-- START --
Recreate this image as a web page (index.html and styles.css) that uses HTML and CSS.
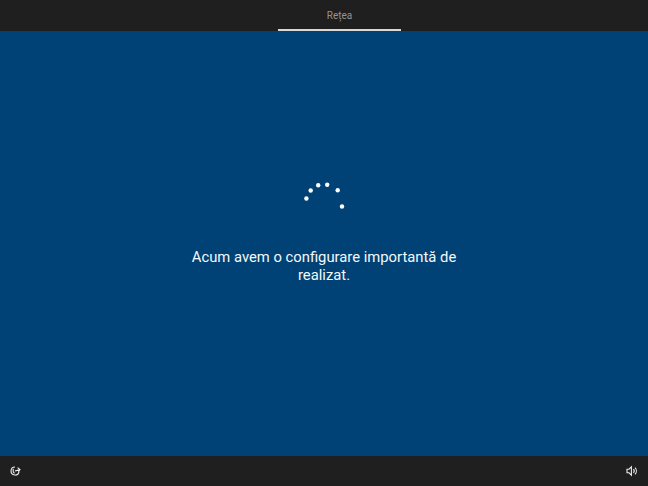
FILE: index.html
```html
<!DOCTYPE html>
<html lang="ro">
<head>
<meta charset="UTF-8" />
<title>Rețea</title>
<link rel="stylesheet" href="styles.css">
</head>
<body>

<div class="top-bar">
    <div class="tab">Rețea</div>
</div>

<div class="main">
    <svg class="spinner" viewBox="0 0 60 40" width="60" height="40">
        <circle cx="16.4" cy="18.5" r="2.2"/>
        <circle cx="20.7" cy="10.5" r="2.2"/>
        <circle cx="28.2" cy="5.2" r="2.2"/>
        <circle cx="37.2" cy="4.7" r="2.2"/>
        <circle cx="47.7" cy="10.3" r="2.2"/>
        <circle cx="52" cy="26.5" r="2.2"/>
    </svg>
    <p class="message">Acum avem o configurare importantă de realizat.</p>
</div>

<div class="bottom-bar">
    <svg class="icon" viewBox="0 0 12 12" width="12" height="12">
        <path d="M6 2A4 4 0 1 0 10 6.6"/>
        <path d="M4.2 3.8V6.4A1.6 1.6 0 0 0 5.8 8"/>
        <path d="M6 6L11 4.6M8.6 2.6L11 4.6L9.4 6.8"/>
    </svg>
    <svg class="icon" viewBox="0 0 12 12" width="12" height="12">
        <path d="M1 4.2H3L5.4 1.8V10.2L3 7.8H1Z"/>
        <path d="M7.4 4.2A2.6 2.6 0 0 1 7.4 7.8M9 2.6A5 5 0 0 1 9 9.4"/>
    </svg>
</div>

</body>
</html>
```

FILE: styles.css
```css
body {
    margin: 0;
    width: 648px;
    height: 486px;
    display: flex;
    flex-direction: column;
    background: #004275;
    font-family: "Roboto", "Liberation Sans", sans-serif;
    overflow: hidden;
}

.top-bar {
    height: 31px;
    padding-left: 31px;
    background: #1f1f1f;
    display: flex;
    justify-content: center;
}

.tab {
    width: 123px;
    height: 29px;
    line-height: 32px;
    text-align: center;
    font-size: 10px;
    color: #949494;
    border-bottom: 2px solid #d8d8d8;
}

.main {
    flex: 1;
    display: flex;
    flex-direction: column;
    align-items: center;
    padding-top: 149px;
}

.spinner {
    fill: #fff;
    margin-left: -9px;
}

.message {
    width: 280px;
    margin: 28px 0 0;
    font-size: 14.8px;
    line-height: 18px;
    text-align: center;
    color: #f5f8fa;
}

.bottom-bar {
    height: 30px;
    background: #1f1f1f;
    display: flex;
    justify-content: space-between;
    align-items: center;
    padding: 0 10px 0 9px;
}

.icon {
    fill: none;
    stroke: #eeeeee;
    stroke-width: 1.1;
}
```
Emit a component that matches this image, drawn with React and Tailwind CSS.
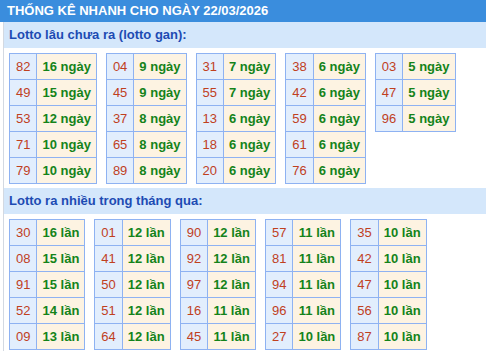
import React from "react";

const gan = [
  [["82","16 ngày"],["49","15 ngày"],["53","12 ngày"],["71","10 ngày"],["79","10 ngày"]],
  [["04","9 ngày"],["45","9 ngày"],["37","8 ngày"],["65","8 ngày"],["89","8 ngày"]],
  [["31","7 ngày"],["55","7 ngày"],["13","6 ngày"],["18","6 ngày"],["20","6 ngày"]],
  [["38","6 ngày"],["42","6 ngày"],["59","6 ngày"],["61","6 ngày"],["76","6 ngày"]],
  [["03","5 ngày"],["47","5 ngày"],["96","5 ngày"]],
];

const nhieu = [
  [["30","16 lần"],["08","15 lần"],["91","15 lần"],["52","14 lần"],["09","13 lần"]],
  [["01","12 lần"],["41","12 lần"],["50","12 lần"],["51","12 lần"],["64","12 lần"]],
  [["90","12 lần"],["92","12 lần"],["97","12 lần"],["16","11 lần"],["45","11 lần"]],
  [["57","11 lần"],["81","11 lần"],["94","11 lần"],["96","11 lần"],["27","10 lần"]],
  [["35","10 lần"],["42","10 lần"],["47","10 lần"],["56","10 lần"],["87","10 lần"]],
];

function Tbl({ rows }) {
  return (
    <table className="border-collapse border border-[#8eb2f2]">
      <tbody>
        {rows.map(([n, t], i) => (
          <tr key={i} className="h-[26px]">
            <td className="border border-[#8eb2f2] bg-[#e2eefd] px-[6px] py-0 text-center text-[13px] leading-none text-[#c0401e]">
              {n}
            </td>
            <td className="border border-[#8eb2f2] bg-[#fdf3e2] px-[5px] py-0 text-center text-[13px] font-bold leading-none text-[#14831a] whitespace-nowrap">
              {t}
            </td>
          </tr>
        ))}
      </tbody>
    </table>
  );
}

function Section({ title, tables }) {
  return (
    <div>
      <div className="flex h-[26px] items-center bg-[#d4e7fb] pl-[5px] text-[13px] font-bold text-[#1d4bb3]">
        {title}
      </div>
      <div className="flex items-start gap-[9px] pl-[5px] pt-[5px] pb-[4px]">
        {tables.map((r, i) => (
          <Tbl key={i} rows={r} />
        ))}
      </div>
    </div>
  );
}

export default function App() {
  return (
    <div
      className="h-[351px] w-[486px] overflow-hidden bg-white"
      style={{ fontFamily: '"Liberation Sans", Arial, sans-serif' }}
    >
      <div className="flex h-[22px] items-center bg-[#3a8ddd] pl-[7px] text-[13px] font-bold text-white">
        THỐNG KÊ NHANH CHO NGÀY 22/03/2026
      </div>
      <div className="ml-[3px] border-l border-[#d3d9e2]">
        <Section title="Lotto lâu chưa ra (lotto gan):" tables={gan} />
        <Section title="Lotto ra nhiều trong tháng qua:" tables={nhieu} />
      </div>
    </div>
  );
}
-- END --
_Exercise description_: The pictures should not be reproduced; quote all of the other material exactly.

_Response_:
Recreate this image as a web page (index.html and styles.css) that uses HTML and CSS.
FILE: index.html
```html
<!DOCTYPE html>
<html lang="ro">
<head>
<meta charset="UTF-8" />
<title>Rețea</title>
<link rel="stylesheet" href="styles.css">
</head>
<body>

<div class="top-bar">
    <div class="tab">Rețea</div>
</div>

<div class="main">
    <svg class="spinner" viewBox="0 0 60 40" width="60" height="40">
        <circle cx="16.4" cy="18.5" r="2.2"/>
        <circle cx="20.7" cy="10.5" r="2.2"/>
        <circle cx="28.2" cy="5.2" r="2.2"/>
        <circle cx="37.2" cy="4.7" r="2.2"/>
        <circle cx="47.7" cy="10.3" r="2.2"/>
        <circle cx="52" cy="26.5" r="2.2"/>
    </svg>
    <p class="message">Acum avem o configurare importantă de realizat.</p>
</div>

<div class="bottom-bar">
    <svg class="icon" viewBox="0 0 12 12" width="12" height="12">
        <path d="M6 2A4 4 0 1 0 10 6.6"/>
        <path d="M4.2 3.8V6.4A1.6 1.6 0 0 0 5.8 8"/>
        <path d="M6 6L11 4.6M8.6 2.6L11 4.6L9.4 6.8"/>
    </svg>
    <svg class="icon" viewBox="0 0 12 12" width="12" height="12">
        <path d="M1 4.2H3L5.4 1.8V10.2L3 7.8H1Z"/>
        <path d="M7.4 4.2A2.6 2.6 0 0 1 7.4 7.8M9 2.6A5 5 0 0 1 9 9.4"/>
    </svg>
</div>

</body>
</html>
```

FILE: styles.css
```css
body {
    margin: 0;
    width: 648px;
    height: 486px;
    display: flex;
    flex-direction: column;
    background: #004275;
    font-family: "Roboto", "Liberation Sans", sans-serif;
    overflow: hidden;
}

.top-bar {
    height: 31px;
    padding-left: 31px;
    background: #1f1f1f;
    display: flex;
    justify-content: center;
}

.tab {
    width: 123px;
    height: 29px;
    line-height: 32px;
    text-align: center;
    font-size: 10px;
    color: #949494;
    border-bottom: 2px solid #d8d8d8;
}

.main {
    flex: 1;
    display: flex;
    flex-direction: column;
    align-items: center;
    padding-top: 149px;
}

.spinner {
    fill: #fff;
    margin-left: -9px;
}

.message {
    width: 280px;
    margin: 28px 0 0;
    font-size: 14.8px;
    line-height: 18px;
    text-align: center;
    color: #f5f8fa;
}

.bottom-bar {
    height: 30px;
    background: #1f1f1f;
    display: flex;
    justify-content: space-between;
    align-items: center;
    padding: 0 10px 0 9px;
}

.icon {
    fill: none;
    stroke: #eeeeee;
    stroke-width: 1.1;
}
```
Emit a component that matches this image, drawn with React and Tailwind CSS.
import React from "react";

const gan = [
  [["82","16 ngày"],["49","15 ngày"],["53","12 ngày"],["71","10 ngày"],["79","10 ngày"]],
  [["04","9 ngày"],["45","9 ngày"],["37","8 ngày"],["65","8 ngày"],["89","8 ngày"]],
  [["31","7 ngày"],["55","7 ngày"],["13","6 ngày"],["18","6 ngày"],["20","6 ngày"]],
  [["38","6 ngày"],["42","6 ngày"],["59","6 ngày"],["61","6 ngày"],["76","6 ngày"]],
  [["03","5 ngày"],["47","5 ngày"],["96","5 ngày"]],
];

const nhieu = [
  [["30","16 lần"],["08","15 lần"],["91","15 lần"],["52","14 lần"],["09","13 lần"]],
  [["01","12 lần"],["41","12 lần"],["50","12 lần"],["51","12 lần"],["64","12 lần"]],
  [["90","12 lần"],["92","12 lần"],["97","12 lần"],["16","11 lần"],["45","11 lần"]],
  [["57","11 lần"],["81","11 lần"],["94","11 lần"],["96","11 lần"],["27","10 lần"]],
  [["35","10 lần"],["42","10 lần"],["47","10 lần"],["56","10 lần"],["87","10 lần"]],
];

function Tbl({ rows }) {
  return (
    <table className="border-collapse border border-[#8eb2f2]">
      <tbody>
        {rows.map(([n, t], i) => (
          <tr key={i} className="h-[26px]">
            <td className="border border-[#8eb2f2] bg-[#e2eefd] px-[6px] py-0 text-center text-[13px] leading-none text-[#c0401e]">
              {n}
            </td>
            <td className="border border-[#8eb2f2] bg-[#fdf3e2] px-[5px] py-0 text-center text-[13px] font-bold leading-none text-[#14831a] whitespace-nowrap">
              {t}
            </td>
          </tr>
        ))}
      </tbody>
    </table>
  );
}

function Section({ title, tables }) {
  return (
    <div>
      <div className="flex h-[26px] items-center bg-[#d4e7fb] pl-[5px] text-[13px] font-bold text-[#1d4bb3]">
        {title}
      </div>
      <div className="flex items-start gap-[9px] pl-[5px] pt-[5px] pb-[4px]">
        {tables.map((r, i) => (
          <Tbl key={i} rows={r} />
        ))}
      </div>
    </div>
  );
}

export default function App() {
  return (
    <div
      className="h-[351px] w-[486px] overflow-hidden bg-white"
      style={{ fontFamily: '"Liberation Sans", Arial, sans-serif' }}
    >
      <div className="flex h-[22px] items-center bg-[#3a8ddd] pl-[7px] text-[13px] font-bold text-white">
        THỐNG KÊ NHANH CHO NGÀY 22/03/2026
      </div>
      <div className="ml-[3px] border-l border-[#d3d9e2]">
        <Section title="Lotto lâu chưa ra (lotto gan):" tables={gan} />
        <Section title="Lotto ra nhiều trong tháng qua:" tables={nhieu} />
      </div>
    </div>
  );
}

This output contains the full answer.